Vacaciones no son, desde luego, limpiar el apartamento al llegar, la compra grande en el supermercado del pueblo, la búsqueda de unas palas de playa y sudar lo suficiente como para que dé gusto meterse en el agua helada del mar. Vacaciones no son, antes de llegar allí, la inseguridad de preparar las maletas, el estrés de olvidarse algo importante, comprobar cien veces los billetes, la puerta de embarque y las apreturas del avión.
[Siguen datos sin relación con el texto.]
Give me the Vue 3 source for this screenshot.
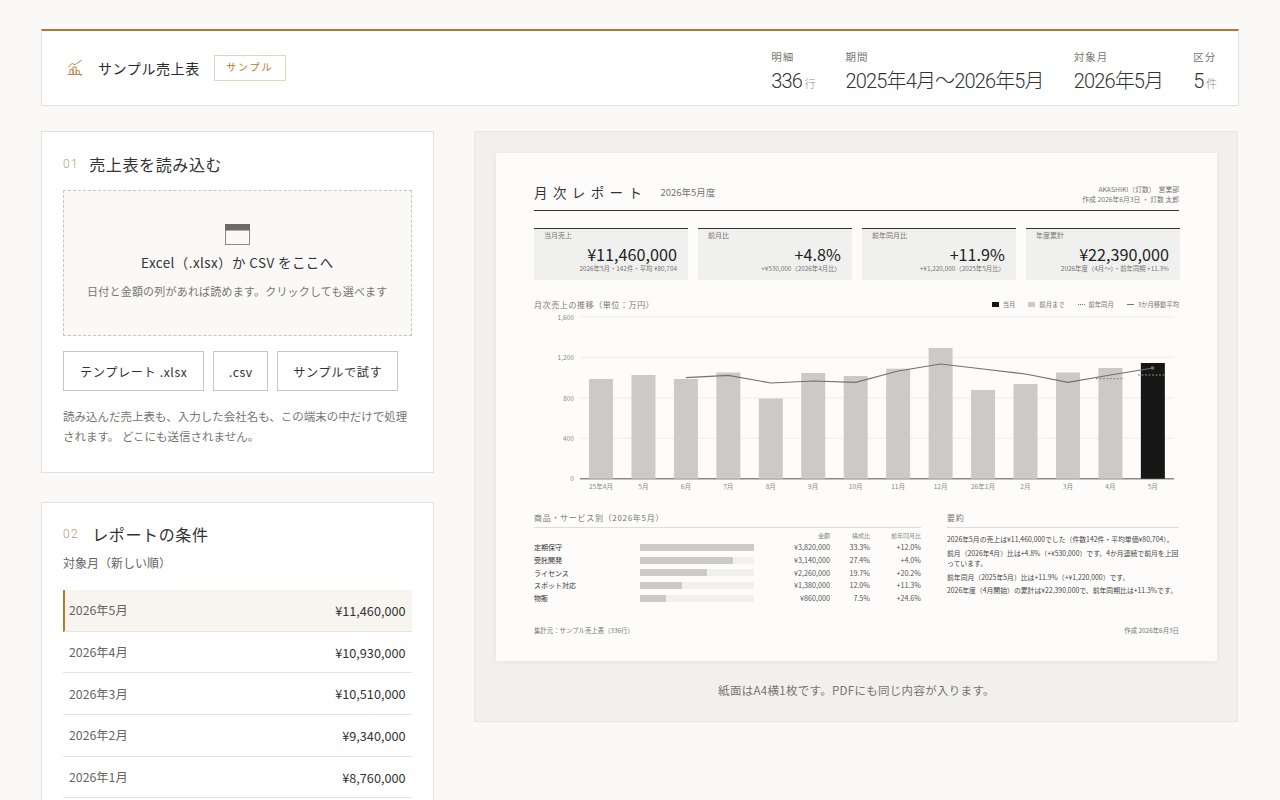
<script setup>
const stats = [
  { label: '明細', value: '336', unit: '行' },
  { label: '期間', value: '2025年4月〜2026年5月' },
  { label: '対象月', value: '2026年5月' },
  { label: '区分', value: '5', unit: '件' }
]
const months = [
  ['2026年5月', '¥11,460,000'], ['2026年4月', '¥10,930,000'], ['2026年3月', '¥10,510,000'],
  ['2026年2月', '¥9,340,000'], ['2026年1月', '¥8,760,000']
]
const kpis = [
  { l: '当月売上', v: '¥11,460,000', s: '2026年5月・142件・平均 ¥80,704' },
  { l: '前月比', v: '+4.8%', s: '+¥530,000（2026年4月比）' },
  { l: '前年同月比', v: '+11.9%', s: '+¥1,220,000（2025年5月比）' },
  { l: '年度累計', v: '¥22,390,000', s: '2026年度（4月〜）・前年同期 +11.3%' }
]
const x0 = 55
const pitch = 42.45
const tops = [379, 375, 379, 372.5, 398.5, 373, 376, 368.7, 348, 390, 384, 372.5, 368, 363]
const labels = ['25年4月', '5月', '6月', '7月', '8月', '9月', '10月', '11月', '12月', '26年1月', '2月', '3月', '4月', '5月']
const base = 478.7
const bars = tops.map((t, i) => ({ x: x0 + i * pitch, y: t, h: base - t, cx: x0 + 12 + i * pitch, label: labels[i], cur: i === 13 }))
const grid = [[0, 478.7], [400, 438.2], [800, 398], [1200, 357.3], [1600, 317]]
const avgY = [377.7, 375.3, 383, 381, 382.3, 371, 364, 369, 374, 382.3, 375, 368]
const avg = avgY.map((y, i) => `${(x0 + 12 + (i + 2) * pitch).toFixed(1)},${y}`).join(' ')
const svc = [
  { n: '定期保守', w: 100, a: '¥3,820,000', r: '33.3%', y: '+12.0%' },
  { n: '受託開発', w: 82, a: '¥3,140,000', r: '27.4%', y: '+4.0%' },
  { n: 'ライセンス', w: 59, a: '¥2,260,000', r: '19.7%', y: '+20.2%' },
  { n: 'スポット対応', w: 36.5, a: '¥1,380,000', r: '12.0%', y: '+11.3%' },
  { n: '物販', w: 23, a: '¥860,000', r: '7.5%', y: '+24.6%' }
]
</script>

<template>
  <div class="page">
    <header class="top">
      <div class="brand">
        <svg class="logo" width="18" height="18" viewBox="0 0 18 18" fill="none" stroke="#bd8c48" stroke-width="1">
          <path d="M1.5 15.5h14" />
          <path d="M4 15.5v-5h3v5M7 15.5V8h3.2v7.5M10.2 15.5v-3.8h3v3.8" />
          <path d="M2.2 8 6 4.6l3 1L15.8 1" />
          <circle cx="15" cy="15.8" r="1" fill="#bd8c48" stroke="none" />
        </svg>
        <span class="brand-name">サンプル売上表</span>
        <span class="tag">サンプル</span>
      </div>
      <div class="stats">
        <div v-for="s in stats" :key="s.label" class="stat">
          <div class="stat-l">{{ s.label }}</div>
          <div class="stat-v">{{ s.value }}<small v-if="s.unit">{{ s.unit }}</small></div>
        </div>
      </div>
    </header>

    <div class="cols">
      <div class="left">
        <section class="card first">
          <h2><span class="no">01</span>売上表を読み込む</h2>
          <div class="drop">
            <svg width="25" height="21" viewBox="0 0 25 21" class="drop-ic">
              <rect x="0.5" y="0.5" width="24" height="20" fill="none" stroke="#8a8984" />
              <rect x="0" y="0" width="25" height="6.5" fill="#6b6a67" />
            </svg>
            <div class="drop-t">Excel（.xlsx）か CSV をここへ</div>
            <div class="drop-s">日付と金額の列があれば読めます。クリックしても選べます</div>
          </div>
          <div class="btns">
            <button class="b1">テンプレート .xlsx</button>
            <button class="b2">.csv</button>
            <button>サンプルで試す</button>
          </div>
          <p class="note">読み込んだ売上表も、入力した会社名も、この端末の中だけで処理されます。 どこにも送信されません。</p>
        </section>

        <section class="card second">
          <h2><span class="no">02</span>レポートの条件</h2>
          <div class="sub">対象月（新しい順）</div>
          <ul class="months">
            <li v-for="(m, i) in months" :key="m[0]" :class="{ on: i === 0 }">
              <span class="mn">{{ m[0] }}</span><span class="mv">{{ m[1] }}</span>
            </li>
          </ul>
        </section>
      </div>

      <div class="preview">
        <article class="paper">
          <div class="p-head">
            <div class="p-title"><strong>月次レポート</strong><span>2026年5月度</span></div>
            <div class="p-org">AKASHIKI（灯数）&nbsp; 営業部<br />作成 2026年6月3日 ・ 灯数 太郎</div>
          </div>
          <div class="kpis">
            <div v-for="k in kpis" :key="k.l" class="kpi">
              <div class="kpi-l">{{ k.l }}</div>
              <div class="kpi-v">{{ k.v }}</div>
              <div class="kpi-s">{{ k.s }}</div>
            </div>
          </div>
          <div class="chart-head">
            <span class="chart-t">月次売上の推移（単位：万円）</span>
            <span class="legend">
              <i class="lg k"></i>当月
              <i class="lg g"></i>前月まで
              <i class="lg d"></i>前年同月
              <i class="lg l"></i>3か月移動平均
            </span>
          </div>
          <svg class="chart" width="645" height="190" viewBox="0 305 645 190">
            <g v-for="g in grid" :key="g[0]">
              <line x1="46" :x2="640" :y1="g[1]" :y2="g[1]" :stroke="g[0] === 0 ? '#8a8984' : '#eeedea'" :stroke-width="g[0] === 0 ? 1.4 : 1" />
              <text x="40" :y="g[1] + 2.5" text-anchor="end" class="ax">{{ g[0].toLocaleString('en-US') }}</text>
            </g>
            <g v-for="b in bars" :key="b.cx">
              <rect :x="b.x" :y="b.y" width="24" :height="b.h" :fill="b.cur ? '#161616' : '#cbcac7'" />
              <text :x="b.cx" y="488.5" text-anchor="middle" class="ax">{{ b.label }}</text>
            </g>
            <line x1="562" x2="589" y1="378.7" y2="378.7" stroke="#8a8984" stroke-dasharray="2 1.5" />
            <line x1="604" x2="632" y1="375" y2="375" stroke="#8a8984" stroke-dasharray="2 1.5" />
            <polyline :points="avg" fill="none" stroke="#72716e" stroke-width="1.2" />
            <circle cx="618.5" cy="368" r="1.8" fill="#72716e" />
          </svg>
          <div class="bottom">
            <div class="svc">
              <div class="sec-t">商品・サービス別（2026年5月）</div>
              <div class="svc-row svc-h"><span></span><span></span><span>金額</span><span>構成比</span><span>前年同月比</span></div>
              <div v-for="s in svc" :key="s.n" class="svc-row">
                <span class="svc-n">{{ s.n }}</span>
                <span class="track"><span class="fill" :style="{ width: s.w + '%' }"></span></span>
                <span>{{ s.a }}</span><span>{{ s.r }}</span><span>{{ s.y }}</span>
              </div>
            </div>
            <div class="sum">
              <div class="sec-t">要約</div>
              <p>2026年5月の売上は¥11,460,000でした（件数142件・平均単価¥80,704）。</p>
              <p>前月（2026年4月）比は+4.8%（+¥530,000）です。4か月連続で前月を上回っています。</p>
              <p>前年同月（2025年5月）比は+11.9%（+¥1,220,000）です。</p>
              <p>2026年度（4月開始）の累計は¥22,390,000で、前年同期比は+11.3%です。</p>
            </div>
          </div>
          <div class="p-foot"><span>集計元：サンプル売上表（336行）</span><span>作成 2026年6月3日</span></div>
        </article>
        <div class="caption">紙面はA4横1枚です。PDFにも同じ内容が入ります。</div>
      </div>
    </div>
  </div>
</template>

<style>
html, body { margin: 0; background: #faf9f7; height: 800px; overflow: hidden; }
</style>

<style scoped>
.page {
  box-sizing: border-box;
  width: 1198px;
  margin: 0 auto;
  padding-top: 29px;
  font-family: "Noto Sans CJK JP", sans-serif;
  color: #1c1c1c;
}
.top {
  box-sizing: border-box;
  height: 77px;
  background: #fff;
  border: 1px solid #e3e1dc;
  border-top: 2px solid #b0782f;
  display: flex;
  align-items: center;
  justify-content: space-between;
  padding: 0 21px 0 24px;
}
.brand { display: flex; align-items: center; }
.logo { margin-right: 14px; }
.brand-name { font-size: 14px; letter-spacing: 0.6px; margin-right: 14px; color: #2a2a2a; }
.tag {
  border: 1px solid #e6d5bd;
  color: #b87a2b;
  font-size: 10px;
  letter-spacing: 1.8px;
  padding: 0 11.5px;
  height: 26px;
  line-height: 22px;
  box-sizing: border-box;
}
.stats { display: flex; gap: 30px; padding-top: 10px; }
.stat-l { font-size: 10.5px; letter-spacing: 1px; color: #77756f; line-height: 16px; }
.stat-v { font-family: "Roboto", "Noto Sans CJK JP", sans-serif; font-weight: 300; font-size: 20px; letter-spacing: -0.85px; line-height: 30px; margin-top: 1px; color: #333; white-space: nowrap; }
.stat-v small { font-family: "Noto Sans CJK JP", sans-serif; font-size: 11px; letter-spacing: 0; color: #8d8b85; margin-left: 2.5px; }

.cols { display: grid; grid-template-columns: 392.6px 764px; column-gap: 40.4px; margin-top: 25px; align-items: start; }
.left { display: flex; flex-direction: column; gap: 29px; }
.card { box-sizing: border-box; background: #fff; border: 1px solid #e3e1dc; padding: 21px; }
.card.first { padding-top: 20px; }
.card.second { padding-top: 19px; }
h2 { margin: 0; font-weight: 400; font-size: 16px; line-height: 24px; letter-spacing: 0.64px; display: flex; align-items: center; color: #333; }
.no { font-family: "Roboto", sans-serif; font-weight: 300; font-size: 12px; color: #bd9a6b; letter-spacing: 1.4px; margin-right: 13px; }
.first .no { margin-right: 10px; }
.drop {
  box-sizing: border-box;
  height: 146px;
  margin-top: 14px;
  background: #faf9f7;
  border: 1px dashed #c8c6c0;
  display: flex;
  flex-direction: column;
  align-items: center;
}
.drop-ic { margin-top: 33px; }
.drop-t { font-size: 13.5px; line-height: 20px; margin-top: 7px; letter-spacing: 0.4px; color: #333; }
.drop-s { font-size: 11px; line-height: 18px; margin-top: 10px; color: #77756f; letter-spacing: 0.2px; }
.btns { display: flex; gap: 9px; margin-top: 15px; }
button {
  box-sizing: border-box;
  height: 40px;
  background: #fff;
  border: 1px solid #c8c6c0;
  font: inherit;
  font-size: 12.2px;
  letter-spacing: 0.6px;
  padding: 1px 15px 0;
  color: #333;
}
.btns .b1 { padding: 1px 16px 0; }
.btns .b2 { padding: 1px 14.5px 0; }
.note { margin: 16px 0 0; font-size: 11.5px; line-height: 19.5px; color: #77756f; padding-bottom: 5px; }
.sub { font-size: 12px; color: #66645f; line-height: 20px; margin-top: 7px; }
.months { list-style: none; padding: 0; margin: 17px 0 0; }
.months li {
  box-sizing: border-box;
  height: 41.7px;
  display: flex;
  align-items: center;
  justify-content: space-between;
  padding: 0 6px 0 6px;
  border-bottom: 1px solid #e6e4df;
}
.months li.on { background: #f8f4ef; border-left: 2px solid #b87a2b; padding-left: 4px; }
.mn { font-size: 12.3px; color: #66645f; }
.mv { font-size: 12.7px; color: #333; }

.preview { box-sizing: border-box; background: #f1f0ed; border: 1px solid #e8e6e2; padding: 21px 20px 0 21px; height: 591px; }
.paper { box-sizing: border-box; height: 508px; background: #fdfcfb; padding: 26px 38px 0; box-shadow: 0 1px 6px rgba(0,0,0,.05); }
.p-head { box-sizing: border-box; display: flex; justify-content: space-between; align-items: flex-end; border-bottom: 1.5px solid #333; height: 32px; }
.p-title { display: flex; align-items: center; height: 26px; margin-bottom: 5px; }
.p-title strong { font-weight: 400; font-size: 13.5px; letter-spacing: 5.4px; color: #333; }
.p-title span { font-size: 9.5px; color: #77756f; margin-left: 13px; }
.p-org { font-size: 6.8px; line-height: 10px; color: #77756f; text-align: right; margin-bottom: 6px; }
.kpis { display: grid; grid-template-columns: repeat(4, 154px); gap: 10px; margin-top: 17px; }
.kpi { box-sizing: border-box; height: 52px; background: #f0f0ef; border-top: 1.5px solid #333; padding: 1px 11px 0 10px; text-align: right; }
.kpi-l { font-size: 7px; line-height: 10px; color: #77756f; text-align: left; }
.kpi-v { font-size: 16.2px; line-height: 20px; margin-top: 4px; color: #222; }
.kpi-s { font-size: 6.4px; line-height: 10px; color: #77756f; }
.chart-head { display: flex; justify-content: space-between; align-items: center; margin-top: 17px; height: 14px; }
.chart-t { font-size: 8px; letter-spacing: 0.6px; color: #77756f; }
.legend { display: flex; align-items: center; font-size: 6.3px; color: #77756f; }
.lg { display: inline-block; width: 7px; height: 5px; margin: 0 4px 0 13px; }
.lg.k { background: #161616; }
.lg.g { background: #cbcac7; }
.lg.d { height: 0; border-top: 1.5px dotted #77756f; }
.lg.l { height: 0; border-top: 1.5px solid #77756f; }
.chart { display: block; margin-top: -6px; }
.ax { font-size: 6.6px; fill: #8a8984; font-family: "Noto Sans CJK JP", sans-serif; }
.bottom { display: grid; grid-template-columns: 387px 232px; column-gap: 26px; margin-top: 17px; }
.sec-t { font-size: 8px; letter-spacing: 0.7px; color: #77756f; line-height: 12px; padding-bottom: 3px; border-bottom: 1.5px solid #dddcd9; }
.svc-row { display: grid; grid-template-columns: 106px 114px 76px 40px 51px; font-size: 7.2px; line-height: 12.8px; text-align: right; align-items: center; color: #555; }
.svc-h { color: #8a8984; font-size: 6px; line-height: 10px; margin-top: 3px; }
.svc-n { text-align: left; color: #333; font-size: 7px; }
.track { display: block; height: 7px; background: #f0f0ef; }
.fill { display: block; height: 7px; background: #cbcac7; }
.sum p { margin: 3px 0 0; font-size: 6.85px; line-height: 10.5px; color: #444; }
.sum .sec-t + p { margin-top: 6px; }
.p-foot { display: flex; justify-content: space-between; font-size: 6.4px; color: #77756f; margin-top: 21px; }
.caption { text-align: center; font-size: 11.5px; color: #77756f; margin-top: 21px; letter-spacing: 0.3px; }
</style>
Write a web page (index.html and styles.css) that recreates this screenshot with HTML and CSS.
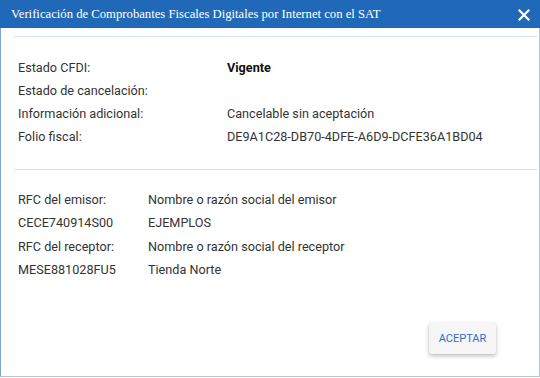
FILE: index.html
```html
<!DOCTYPE html>
<html lang="es">
<head>
<meta charset="utf-8">
<title>Verificación CFDI</title>
<link rel="stylesheet" href="styles.css">
</head>
<body>
<div class="dialog">
  <div class="titlebar">
    <span class="title">Verificación de Comprobantes Fiscales Digitales por Internet con el SAT</span>
    <svg class="close" width="12" height="12" viewBox="0 0 12 12"><path d="M1.5 1.5 L10.5 10.5 M10.5 1.5 L1.5 10.5" stroke="#fff" stroke-width="2.2" stroke-linecap="square"/></svg>
  </div>
  <div class="content">
    <div class="section first">
      <div class="grid grid-a">
        <span>Estado CFDI:</span><span class="bold">Vigente</span>
        <span>Estado de cancelación:</span><span></span>
        <span>Información adicional:</span><span>Cancelable sin aceptación</span>
        <span>Folio fiscal:</span><span>DE9A1C28-DB70-4DFE-A6D9-DCFE36A1BD04</span>
      </div>
    </div>
    <div class="section second">
      <div class="grid grid-b">
        <span>RFC del emisor:</span><span>Nombre o razón social del emisor</span>
        <span>CECE740914S00</span><span>EJEMPLOS</span>
        <span>RFC del receptor:</span><span>Nombre o razón social del receptor</span>
        <span>MESE881028FU5</span><span>Tienda Norte</span>
      </div>
    </div>
    <div class="actions">
      <button class="btn">ACEPTAR</button>
    </div>
  </div>
</div>
</body>
</html>
```
FILE: styles.css
```css
html, body {
  margin: 0;
  padding: 0;
  background: #ffffff;
}
.dialog {
  width: 538px;
  height: 376px;
  border: 1px solid #b7c6d6;
  border-left-color: #7ea3d3;
  border-top: none;
  display: flex;
  flex-direction: column;
  background: #fff;
}
.titlebar {
  height: 28px;
  background: #1f69b8;
  display: flex;
  align-items: center;
  justify-content: space-between;
  padding: 0 10px 0 11px;
  margin-left: -1px;
  margin-right: -1px;
}
.title {
  font-family: "Liberation Serif", "Times New Roman", serif;
  font-size: 12.7px;
  color: #ffffff;
}
.close {
  display: block;
  margin-top: 1px;
}
.content {
  flex: 1;
  display: flex;
  flex-direction: column;
  padding: 0 2px 0 13px;
}
.section {
  border-top: 1px solid #d5e2ee;
}
.section.first {
  margin-top: 8px;
  padding: 19px 0 21px 4px;
}
.section.second {
  padding: 18px 0 0 4px;
}
.grid {
  display: grid;
  font-family: Roboto, "Liberation Sans", sans-serif;
  font-size: 12.65px;
  color: #333333;
  line-height: 23px;
}
.grid-a {
  grid-template-columns: 209px 1fr;
}
.grid-b {
  grid-template-columns: 130px 1fr;
  line-height: 23.3px;
}
.bold {
  font-weight: 700;
  color: #111;
}
.actions {
  margin-top: auto;
  display: flex;
  justify-content: flex-end;
  padding: 0 41px 22px 0;
}
.btn {
  width: 67px;
  height: 31px;
  border: none;
  border-radius: 2px;
  background: #f6f6f6;
  box-shadow: 0 2px 4px rgba(0,0,0,0.25), 0 0 1px rgba(0,0,0,0.15);
  font-family: Roboto, "Liberation Sans", sans-serif;
  font-size: 11px;
  color: #2f6fc4;
  padding: 0;
}
```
Tampoco son vacaciones las vueltas buscando un buen chiringuito que no esté lleno y que no tenga pinta de pesebre para guiris, las noches con calor y ruido, espantar moscas de tu pescado frito o esperar a que se despeje una zona atestada para tener una foto con un atardecer de fondo que poder colgar en tus 'stories' de Instagram como reclamo a envidiosos y 'fast food' de tu ego.
Si les soy sincero, de aquellos quince días de vacaciones, recuerdo cuatro minutos con esa verdadera sensación. Aquella peli en el cine de verano que, a mitad de la proyección, la temperatura hizo necesario echarse encima un jersey. La mañana que, inconscientemente, me dejé el móvil en el apartamento, la sensación de que me costaba encontrar palabras en el cerebro a base de no recargarlo, andar con la familia por el paseo marítimo sorprendentemente vacío, mientras arrastraba las chanclas de desgana y placer. Aquel despertar de la siesta en que comprobé que la competición de esgrima que me hacía de ruido blanco para ayudarme a dormir había acabado hacía horas. Son, ya digo, instantes, camuflados entre disgustos pequeños con alguno de la familia movidos por el conflicto de demasiadas horas juntos, demasiadas ganas de disfrutar.
Me queda, como sensación de vacaciones, apenas esas risas en la piscina, lo rico que me supo tomar esa cerveza de noche, las aceitunas tan buenas que compramos en el mercadillo, el rato en que cantamos 'Corazón partío' en el coche camino de casa de los abuelos. El beso que me dio mi hijo mientras corría por la playa con esa amiguita que nunca me cayó del todo bien. Ya digo, cuatro minutos en total. No es poco.